Transcribe the whole listing without a single picture.

•••

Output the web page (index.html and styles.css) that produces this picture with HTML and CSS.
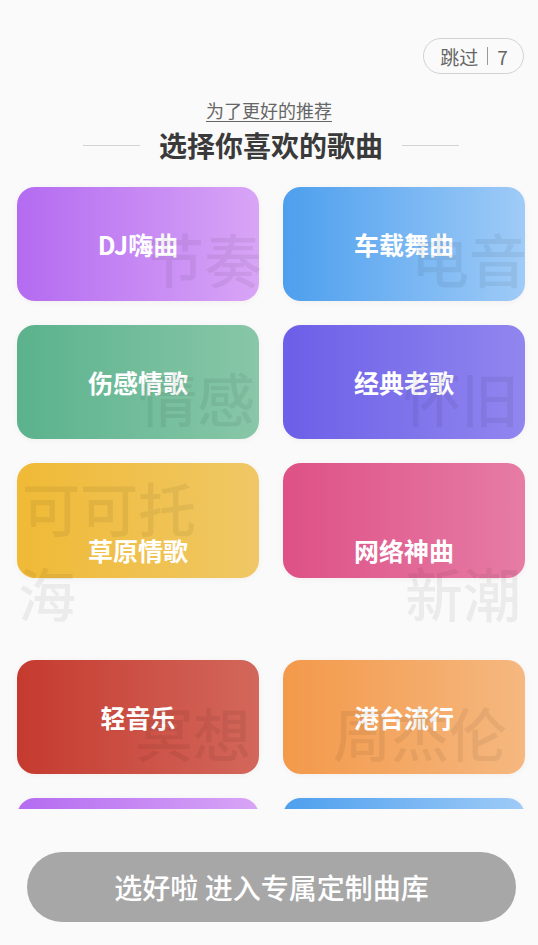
FILE: index.html
```html
<!DOCTYPE html>
<html lang="zh-CN">
<head>
<meta charset="utf-8">
<title>选择你喜欢的歌曲</title>
<link rel="stylesheet" href="styles.css">
</head>
<body>
<div class="page">
  <header class="top">
    <div class="skip">跳过<span class="sep"></span>7</div>
  </header>
  <div class="heading">
    <p class="sub">为了更好的推荐</p>
    <h1 class="title"><span class="line"></span>选择你喜欢的歌曲<span class="line"></span></h1>
  </div>
  <div class="list">
    <div class="grid">
      <div class="card c-purple">DJ嗨曲</div>
      <div class="card c-blue">车载舞曲</div>
      <div class="card c-green">伤感情歌</div>
      <div class="card c-indigo">经典老歌</div>
      <div class="card c-yellow low">草原情歌</div>
      <div class="card c-pink low">网络神曲</div>
      <div class="card c-red">轻音乐</div>
      <div class="card c-orange">港台流行</div>
      <div class="card c-purple"></div>
      <div class="card c-blue"></div>
    </div>
    <div class="marks">
      <span class="mark m1">节奏</span>
      <span class="mark m2">电音</span>
      <span class="mark m3">情感</span>
      <span class="mark m4">怀旧</span>
      <span class="mark m5">可可托</span>
      <span class="mark m6">海</span>
      <span class="mark m7">新潮</span>
      <span class="mark m8">冥想</span>
      <span class="mark m9">周杰伦</span>
    </div>
  </div>
  <div class="footer">
    <div class="go">选好啦 进入专属定制曲库</div>
  </div>
</div>
</body>
</html>
```
FILE: styles.css
```css
* { box-sizing: border-box; }
html, body {
  margin: 0;
  padding: 0;
  background: #fafafa;
  font-family: "Noto Sans CJK SC", "Noto Sans", sans-serif;
}
.page {
  width: 538px;
  height: 945px;
  overflow: hidden;
  display: flex;
  flex-direction: column;
}
.top {
  display: flex;
  justify-content: flex-end;
  padding: 38px 14px 0 0;
}
.skip {
  height: 36px;
  width: 101px;
  border: 1px solid #d2d2d2;
  border-radius: 18px;
  background: #fafafa;
  color: #666;
  font-size: 19px;
  display: flex;
  align-items: center;
  justify-content: center;
  gap: 9px;
  padding: 0 0 0 1px;
  line-height: 1;
}
.sep {
  width: 1px;
  height: 18px;
  background: #999;
}
.heading {
  display: flex;
  flex-direction: column;
  align-items: center;
}
.sub {
  margin: 23px 0 0;
  font-size: 18px;
  line-height: 26px;
  color: #666;
  text-decoration: underline;
  text-underline-offset: 3px;
  text-decoration-thickness: 1px;
}
.title {
  margin: 4px 0 0 4px;
  font-size: 28px;
  line-height: 36px;
  font-weight: 700;
  color: #3a3a3a;
  display: flex;
  align-items: center;
  gap: 19px;
}
.line {
  width: 57px;
  height: 1px;
  background: #d3d3d3;
}
.list {
  position: relative;
  margin-top: 17px;
  height: 629px;
  overflow: hidden;
  padding: 7px 0 0 17px;
}
.grid {
  display: grid;
  grid-template-columns: 242px 242px;
  column-gap: 24px;
  row-gap: 24px;
}
.card {
  height: 114px;
  border-radius: 18px;
  display: flex;
  align-items: center;
  justify-content: center;
  color: #fff;
  font-size: 25px;
  line-height: 1.4;
  font-weight: 700;
  box-shadow: 0 1px 5px rgba(200, 150, 150, 0.12);
}
.card.low {
  height: 115px;
  align-items: flex-end;
  padding-bottom: 10px;
  margin-bottom: 58px;
}
.c-purple { background: linear-gradient(90deg, #b46bf1, #d8a5f6); }
.c-blue { background: linear-gradient(90deg, #4d9fee, #9fcbf7); }
.c-green { background: linear-gradient(90deg, #5bb28d, #88c7a8); }
.c-indigo { background: linear-gradient(90deg, #6c5fe8, #9186ef); }
.c-yellow { background: linear-gradient(90deg, #f0ba36, #efc765); }
.c-pink { background: linear-gradient(90deg, #de5186, #e67ca5); }
.c-red { background: linear-gradient(90deg, #c53a2f, #d3675b); }
.c-orange { background: linear-gradient(90deg, #f3994a, #f5b880); }
.marks {
  position: absolute;
  inset: 0;
  pointer-events: none;
}
.mark {
  position: absolute;
  font-size: 58px;
  line-height: 1;
  font-weight: 500;
  color: rgba(0, 0, 0, 0.058);
  white-space: nowrap;
}
.m1 { left: 146px; top: 49px; }
.m2 { left: 411px; top: 49px; }
.m3 { left: 139px; top: 188px; }
.m4 { left: 403px; top: 188px; }
.m5 { left: 22px; top: 298px; }
.m6 { left: 18px; top: 383px; }
.m7 { left: 405px; top: 383px; }
.m8 { left: 135px; top: 523px; }
.m9 { left: 333px; top: 523px; }
.footer {
  display: flex;
  justify-content: center;
  padding: 43px 0 0 5px;
}
.go {
  width: 489px;
  height: 70px;
  border-radius: 35px;
  background: #a7a7a7;
  color: #fff;
  font-size: 28px;
  font-weight: 500;
  display: flex;
  align-items: center;
  justify-content: center;
  line-height: 1.3;
}
```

•••

--- TASK ANSWER ---
Output the web page (index.html and styles.css) that produces this picture with HTML and CSS.
FILE: index.html
```html
<!DOCTYPE html>
<html lang="zh-CN">
<head>
<meta charset="utf-8">
<title>选择你喜欢的歌曲</title>
<link rel="stylesheet" href="styles.css">
</head>
<body>
<div class="page">
  <header class="top">
    <div class="skip">跳过<span class="sep"></span>7</div>
  </header>
  <div class="heading">
    <p class="sub">为了更好的推荐</p>
    <h1 class="title"><span class="line"></span>选择你喜欢的歌曲<span class="line"></span></h1>
  </div>
  <div class="list">
    <div class="grid">
      <div class="card c-purple">DJ嗨曲</div>
      <div class="card c-blue">车载舞曲</div>
      <div class="card c-green">伤感情歌</div>
      <div class="card c-indigo">经典老歌</div>
      <div class="card c-yellow low">草原情歌</div>
      <div class="card c-pink low">网络神曲</div>
      <div class="card c-red">轻音乐</div>
      <div class="card c-orange">港台流行</div>
      <div class="card c-purple"></div>
      <div class="card c-blue"></div>
    </div>
    <div class="marks">
      <span class="mark m1">节奏</span>
      <span class="mark m2">电音</span>
      <span class="mark m3">情感</span>
      <span class="mark m4">怀旧</span>
      <span class="mark m5">可可托</span>
      <span class="mark m6">海</span>
      <span class="mark m7">新潮</span>
      <span class="mark m8">冥想</span>
      <span class="mark m9">周杰伦</span>
    </div>
  </div>
  <div class="footer">
    <div class="go">选好啦 进入专属定制曲库</div>
  </div>
</div>
</body>
</html>
```
FILE: styles.css
```css
* { box-sizing: border-box; }
html, body {
  margin: 0;
  padding: 0;
  background: #fafafa;
  font-family: "Noto Sans CJK SC", "Noto Sans", sans-serif;
}
.page {
  width: 538px;
  height: 945px;
  overflow: hidden;
  display: flex;
  flex-direction: column;
}
.top {
  display: flex;
  justify-content: flex-end;
  padding: 38px 14px 0 0;
}
.skip {
  height: 36px;
  width: 101px;
  border: 1px solid #d2d2d2;
  border-radius: 18px;
  background: #fafafa;
  color: #666;
  font-size: 19px;
  display: flex;
  align-items: center;
  justify-content: center;
  gap: 9px;
  padding: 0 0 0 1px;
  line-height: 1;
}
.sep {
  width: 1px;
  height: 18px;
  background: #999;
}
.heading {
  display: flex;
  flex-direction: column;
  align-items: center;
}
.sub {
  margin: 23px 0 0;
  font-size: 18px;
  line-height: 26px;
  color: #666;
  text-decoration: underline;
  text-underline-offset: 3px;
  text-decoration-thickness: 1px;
}
.title {
  margin: 4px 0 0 4px;
  font-size: 28px;
  line-height: 36px;
  font-weight: 700;
  color: #3a3a3a;
  display: flex;
  align-items: center;
  gap: 19px;
}
.line {
  width: 57px;
  height: 1px;
  background: #d3d3d3;
}
.list {
  position: relative;
  margin-top: 17px;
  height: 629px;
  overflow: hidden;
  padding: 7px 0 0 17px;
}
.grid {
  display: grid;
  grid-template-columns: 242px 242px;
  column-gap: 24px;
  row-gap: 24px;
}
.card {
  height: 114px;
  border-radius: 18px;
  display: flex;
  align-items: center;
  justify-content: center;
  color: #fff;
  font-size: 25px;
  line-height: 1.4;
  font-weight: 700;
  box-shadow: 0 1px 5px rgba(200, 150, 150, 0.12);
}
.card.low {
  height: 115px;
  align-items: flex-end;
  padding-bottom: 10px;
  margin-bottom: 58px;
}
.c-purple { background: linear-gradient(90deg, #b46bf1, #d8a5f6); }
.c-blue { background: linear-gradient(90deg, #4d9fee, #9fcbf7); }
.c-green { background: linear-gradient(90deg, #5bb28d, #88c7a8); }
.c-indigo { background: linear-gradient(90deg, #6c5fe8, #9186ef); }
.c-yellow { background: linear-gradient(90deg, #f0ba36, #efc765); }
.c-pink { background: linear-gradient(90deg, #de5186, #e67ca5); }
.c-red { background: linear-gradient(90deg, #c53a2f, #d3675b); }
.c-orange { background: linear-gradient(90deg, #f3994a, #f5b880); }
.marks {
  position: absolute;
  inset: 0;
  pointer-events: none;
}
.mark {
  position: absolute;
  font-size: 58px;
  line-height: 1;
  font-weight: 500;
  color: rgba(0, 0, 0, 0.058);
  white-space: nowrap;
}
.m1 { left: 146px; top: 49px; }
.m2 { left: 411px; top: 49px; }
.m3 { left: 139px; top: 188px; }
.m4 { left: 403px; top: 188px; }
.m5 { left: 22px; top: 298px; }
.m6 { left: 18px; top: 383px; }
.m7 { left: 405px; top: 383px; }
.m8 { left: 135px; top: 523px; }
.m9 { left: 333px; top: 523px; }
.footer {
  display: flex;
  justify-content: center;
  padding: 43px 0 0 5px;
}
.go {
  width: 489px;
  height: 70px;
  border-radius: 35px;
  background: #a7a7a7;
  color: #fff;
  font-size: 28px;
  font-weight: 500;
  display: flex;
  align-items: center;
  justify-content: center;
  line-height: 1.3;
}
```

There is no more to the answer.